The sound of success?
Silence.
Just the hum of collective intelligence in motion. Proof that when one woman drives with purpose, others don't just follow — they accelerate.
The 2030 Vision (That's Happening RIGHT NOW in 2026)
Let me paint you a picture.
Yesterday I was on a Zoom call with 67 people in the Peace on Earth Game, imagining peace on the planet.
Inspired by China's leadership (yes, CHINA — they're not messing around), American drivers were way behind in 2025 and by 2030 has caught up.
In 2025, only 8% of American cars were EVs.
We decided that wasn't cute.

Self-driving electric cars glide down highways like a choreographed ballet. Charging stations are as common as Starbucks. (And way less complicated to order from.)
We're moving farther, faster, safer, cheaper, and more comfortably than we could've imagined just four years ago.
Air quality? Chef's kiss.
Highway safety? Up 70%.
Fossil fuel pollution? We look at it the way we look at fax machines. "Why did we ever think that was a good idea?"
We started measuring what mattered. We stopped tolerating:
- Fossil fuel pollution
- Slower acceleration (have you FLOORED a Tesla? It's like a legal roller coaster)

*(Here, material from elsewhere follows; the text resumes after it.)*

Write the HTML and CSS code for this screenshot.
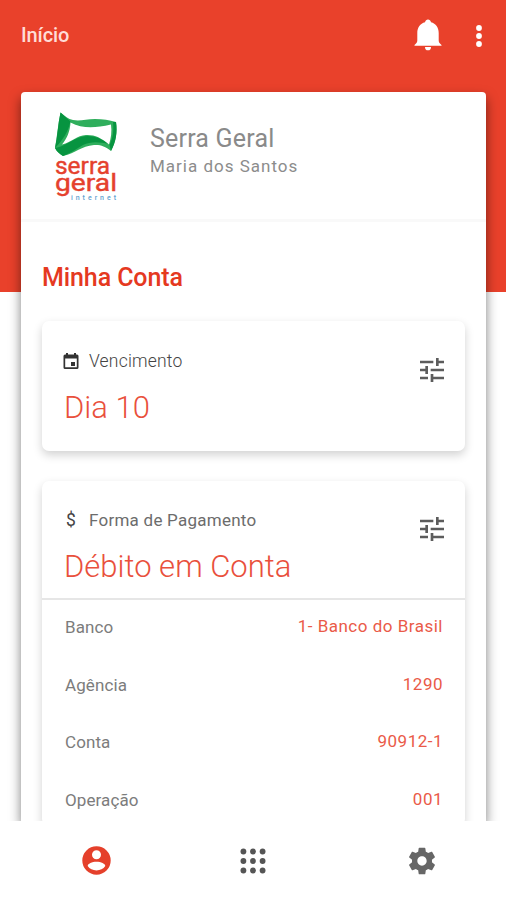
FILE: index.html
```html
<!DOCTYPE html>
<html lang="pt-BR">

<head>
    <meta charset="UTF-8">
    <meta name="viewport" content="width=device-width, initial-scale=1.0">
    <title>Serra Geral - Minha Conta</title>
    <link rel="stylesheet" href="styles.css">
</head>

<body>
    <div class="app">
        <header class="topbar">
            <h1 class="topbar-title">Início</h1>
            <div class="topbar-actions">
                <svg class="icon-bell" viewBox="0 0 28 32">
                    <path d="M14 .5c-1.500 0-2.500 1-3 2.700C6.200 4.500 3.300 8.500 3.300 14v7.500c0 2-1.300 3.400-2.800 4.400v.800h27v-.8c-1.500-1-2.800-2.400-2.800-4.400V14c0-5.500-2.900-9.500-7.700-10.800-.5-1.700-1.500-2.700-3-2.700zM11 27.900a3 3.400 0 0 0 6 0z" />
                </svg>
                <svg class="icon-more" viewBox="0 0 6 22">
                    <circle cx="3" cy="3" r="2.900" />
                    <circle cx="3" cy="11" r="2.900" />
                    <circle cx="3" cy="19" r="2.900" />
                </svg>
            </div>
        </header>

        <main class="panel">
            <div class="profile">
                <svg class="logo" viewBox="0 0 68 90">
                    <path class="flag" d="M6.500.5C11 4 14 7 19 8c7 1.500 13-1 22-1 8 0 14 1 21 3 1.500 10 0 20-5 29-6-5-11-6.500-17-6-13 1-18 8-31 11-3-2-6-4-8-8C3 25 4 12 6.500.5z" />
                    <path class="flag-dark" d="M6.500.5l10 9C14 20 9 28 1 36 3.500 25 4 12 6.500.5zM59 10l3 0c1.500 10 0 20-5 29l-1.500-6C59 26 60 18 59 10zM1 36c9-1 16-8 26-11 9-2.500 19 0 28 7-9-2-18-3-26 1-7 4-12 8-20 11-3-2-6-4-8-8z" />
                    <path class="flag-hole" d="M16.500 10.500C29 17 41 16 57 12.500c1 7 0 14-2 20-8-7-15-10-23-9.500-9 .5-14 7-24 9.500 5-6 8-13 8.500-22z" />
                    <text class="logo-name" x="1" y="62" textLength="55" lengthAdjust="spacingAndGlyphs">serra</text>
                    <text class="logo-name" x="1" y="78.500" textLength="62" lengthAdjust="spacingAndGlyphs">geral</text>
                    <text class="logo-sub" x="17" y="88" textLength="45" lengthAdjust="spacing">internet</text>
                </svg>
                <div class="profile-text">
                    <div class="company">Serra Geral</div>
                    <div class="customer">Maria dos Santos</div>
                </div>
            </div>

            <div class="content">
                <h2 class="section-title">Minha Conta</h2>

                <section class="card">
                    <div class="card-head">
                        <div>
                            <div class="card-label">
                                <svg class="icon-label" viewBox="0 0 16 16">
                                    <path fill-rule="evenodd" d="M2 1.500h1V0h2v1.500h6V0h2v1.500h1A1.500 1.500 0 0 1 15.500 3v11.500A1.500 1.500 0 0 1 14 16H2a1.500 1.500 0 0 1-1.500-1.500V3A1.500 1.500 0 0 1 2 1.500zM2.200 5.500v8.800h11.600V5.500zM8 9h4v4H8z" />
                                </svg>
                                <span>Vencimento</span>
                            </div>
                            <div class="card-value">Dia 10</div>
                        </div>
                        <svg class="icon-tune" viewBox="0 0 24 24">
                            <path d="M3 17v2h6v-2H3zM3 5v2h10V5H3zm10 16v-2h8v-2h-8v-2h-2v6h2zM7 9v2H3v2h4v2h2V9H7zm14 4v-2H11v2h10zm-6-4h2V7h4V5h-4V3h-2v6z" />
                        </svg>
                    </div>
                </section>

                <section class="card payment">
                    <div class="card-head">
                        <div>
                            <div class="card-label">
                                <span class="icon-label dollar">$</span>
                                <span class="payment-label">Forma de Pagamento</span>
                            </div>
                            <div class="card-value">Débito em Conta</div>
                        </div>
                        <svg class="icon-tune" viewBox="0 0 24 24">
                            <path d="M3 17v2h6v-2H3zM3 5v2h10V5H3zm10 16v-2h8v-2h-8v-2h-2v6h2zM7 9v2H3v2h4v2h2V9H7zm14 4v-2H11v2h10zm-6-4h2V7h4V5h-4V3h-2v6z" />
                        </svg>
                    </div>
                    <dl class="details">
                        <div class="row">
                            <dt>Banco</dt>
                            <dd>1- Banco do Brasil</dd>
                        </div>
                        <div class="row">
                            <dt>Agência</dt>
                            <dd>1290</dd>
                        </div>
                        <div class="row">
                            <dt>Conta</dt>
                            <dd>90912-1</dd>
                        </div>
                        <div class="row">
                            <dt>Operação</dt>
                            <dd>001</dd>
                        </div>
                    </dl>
                </section>
            </div>
        </main>

        <nav class="tabs">
            <a class="tab active" href="#">
                <svg width="29" height="29" viewBox="0 0 29 29">
                    <path fill-rule="evenodd" d="M14.500.3a14.200 14.200 0 1 1 0 28.400 14.200 14.200 0 0 1 0-28.400zm0 4a4.500 4.500 0 1 0 0 9 4.500 4.500 0 0 0 0-9zm0 11.400c-4.500 0-8.800 1.900-8.800 4.300 1.900 2.900 5.200 4.400 8.800 4.400s6.900-1.500 8.800-4.400c0-2.400-4.300-4.300-8.800-4.300z" />
                </svg>
            </a>
            <a class="tab" href="#">
                <svg width="26" height="26" viewBox="0 0 26 26">
                    <circle cx="3.400" cy="3.500" r="2.900" />
                    <circle cx="13" cy="3.500" r="2.900" />
                    <circle cx="22.600" cy="3.500" r="2.900" />
                    <circle cx="3.400" cy="13" r="2.900" />
                    <circle cx="13" cy="13" r="2.900" />
                    <circle cx="22.600" cy="13" r="2.900" />
                    <circle cx="3.400" cy="22.500" r="2.900" />
                    <circle cx="13" cy="22.500" r="2.900" />
                    <circle cx="22.600" cy="22.500" r="2.900" />
                </svg>
            </a>
            <a class="tab settings" href="#">
                <svg width="32" height="32" viewBox="0 0 24 24">
                    <path d="M19.430 12.980c.04-.32.070-.64.070-.98s-.03-.66-.07-.98l2.110-1.650c.19-.15.240-.42.120-.64l-2-3.460c-.12-.22-.39-.3-.61-.22l-2.490 1c-.52-.4-1.080-.73-1.690-.98l-.38-2.650C14.460 2.180 14.250 2 14 2h-4c-.25 0-.46.180-.49.420l-.38 2.650c-.61.250-1.170.590-1.690.980l-2.490-1c-.23-.09-.49 0-.61.220l-2 3.460c-.13.220-.07.490.120.640l2.110 1.650c-.04.320-.07.650-.07.980s.030.660.070.980l-2.110 1.650c-.19.150-.24.420-.12.640l2 3.460c.12.220.390.300.610.220l2.490-1c.52.400 1.080.730 1.690.980l.38 2.650c.03.240.240.420.490.420h4c.25 0 .46-.18.490-.42l.38-2.650c.61-.25 1.170-.59 1.690-.98l2.490 1c.23.090.490 0 .61-.22l2-3.460c.12-.22.070-.49-.12-.64l-2.110-1.650zM12 15.500c-1.930 0-3.500-1.570-3.500-3.500s1.570-3.500 3.500-3.500 3.500 1.570 3.500 3.500-1.570 3.500-3.500 3.500z" />
                </svg>
            </a>
        </nav>
    </div>
</body>

</html>
```

FILE: styles.css
```css
* {
    box-sizing: border-box;
}

body {
    margin: 0;
    font-family: Roboto, "Liberation Sans", sans-serif;
    background-color: #fff;
}

.app {
    display: flex;
    flex-direction: column;
    height: 900px;
    overflow: hidden;
    /* faixa vermelha no topo */
    background: linear-gradient(#e9412b 292px, #fff 292px);
}

.topbar {
    display: flex;
    flex: none;
    justify-content: space-between;
    height: 92px;
    padding: 19px 24px 0 21px;
}

.topbar-title {
    margin: 0;
    font-size: 20px;
    font-weight: 500;
    line-height: 33px;
    letter-spacing: -0.1px;
    color: #ffdcd6;
}

.topbar-actions {
    display: flex;
    align-items: center;
    gap: 34px;
    height: 32px;
    fill: #fff;
}

.icon-bell {
    width: 28px;
    height: 32px;
}

.icon-more {
    width: 6px;
    height: 22px;
    margin-top: 1px;
}

.panel {
    flex: 1;
    min-height: 0;
    margin: 0 20px 0 21px;
    background-color: #fff;
    border-radius: 4px 4px 0 0;
    box-shadow: 0 6px 12px rgba(0, 0, 0, 0.5);
}

.profile {
    display: flex;
    height: 130px;
    padding: 20px 0 0 33px;
    border-bottom: 3px solid #f9f9f9;
}

.logo {
    width: 68px;
    height: 90px;
}

.flag {
    fill: #2fae5c;
}

.flag-dark {
    fill: #079440;
}

.flag-hole {
    fill: #fff;
}

.logo-name {
    font-family: Roboto, sans-serif;
    font-size: 24px;
    font-weight: 400;
    fill: #e5412d;
    stroke: #e5412d;
    stroke-width: 0.4px;
}

.logo-sub {
    font-family: Roboto, sans-serif;
    font-size: 7px;
    font-weight: 500;
    fill: #5f9fd0;
}

.profile-text {
    margin-left: 28px;
    padding-top: 11px;
}

.company {
    font-size: 25px;
    line-height: 31px;
    letter-spacing: 0.2px;
    color: #8a8a8a;
}

.customer {
    font-size: 17px;
    line-height: 25px;
    letter-spacing: 1px;
    color: #8c8c8c;
}

.content {
    padding: 0 21px;
}

.section-title {
    margin: 0;
    padding-top: 41px;
    height: 99px;
    font-size: 25px;
    font-weight: 500;
    line-height: 30px;
    letter-spacing: -0.1px;
    color: #e5391f;
}

.card {
    height: 130px;
    background-color: #fff;
    border-radius: 7px;
    box-shadow: 0 4px 10px rgba(0, 0, 0, 0.18);
}

.payment {
    height: 345px;
    margin-top: 30px;
}

.card-head {
    display: flex;
    justify-content: space-between;
    height: 117px;
    padding: 28px 17px 0 21px;
}

.card-label {
    display: flex;
    align-items: center;
    height: 24px;
    font-size: 17.500px;
    font-weight: 300;
    line-height: 24px;
    letter-spacing: 0.2px;
    color: #444;
}

.icon-label {
    width: 16px;
    height: 16px;
    margin-right: 10px;
    fill: #333;
}

.dollar {
    line-height: 16px;
    text-align: center;
    font-weight: 400;
    color: #444;
}

.payment .card-label {
    height: 22px;
}

.payment-label {
    font-size: 17px;
    font-weight: 400;
    letter-spacing: 0.25px;
    color: #6c6c6c;
}

.card-value {
    margin: 16px 0 0 1px;
    font-size: 31px;
    font-weight: 300;
    line-height: 38px;
    color: #e9503c;
}

.payment .card-value {
    margin-top: 17px;
}

.icon-tune {
    width: 32px;
    height: 32px;
    margin-top: 5px;
    fill: #5c5c5c;
}

.payment .icon-tune {
    margin-top: 4px;
}

.details {
    margin: 0;
    border-top: 2px solid #e6e6e6;
}

.row {
    display: flex;
    justify-content: space-between;
    height: 57.700px;
    padding: 15px 22px 0 23px;
    font-size: 17px;
    line-height: 24px;
    letter-spacing: 0.5px;
}

.row dt {
    letter-spacing: 0.1px;
    color: #7c7c7c;
}

.row dd {
    margin: -1px 0 0;
    color: #ea5a48;
}

.tabs {
    display: flex;
    flex: none;
    height: 79px;
    padding-left: 1px;
    z-index: 1;
    background-color: #fff;
}

.tab {
    display: flex;
    flex: 1 1 0;
    align-items: center;
    justify-content: center;
    min-width: 0;
    fill: #555;
}

.tab.active svg {
    margin-left: 22px;
    fill: #e5402b;
}

.settings {
    fill: #666;
}
```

- The entire concept of "filling up"
WHEN WOULD NOW BE A GOOD TIME?
It's 2026, baby.
Proximity is power.
You want a movement? You don't wait for it. You drive it.
Literally.
The roadtrip wasn't just a trip. It was proof of concept. It was newsworthy massive collective action. It was discipline meeting promotion meeting "wait, did she just drive to ALL 50 STATES in an EV?!"
(Spoiler: I did. And I have the charging receipts to prove it. Which would have been all $0.00 if I had had my son's 2016 Model S with free supercharging for life. Because free.)
Charging stations are everywhere — as common as smiles.
EPILOGUE: What We Learned (While Eating Snacks at 75 MPH)
Massive action doesn't start with a committee.
It starts with one genius comedic climate coach deciding the future is too important to wait for.
Change your habits.
Upgrade your skills.
Plug in.
Drive forward.
Invite others.
Repeat.
The road to thriving isn’t noisy.
It’s electric. And it's happening NOW.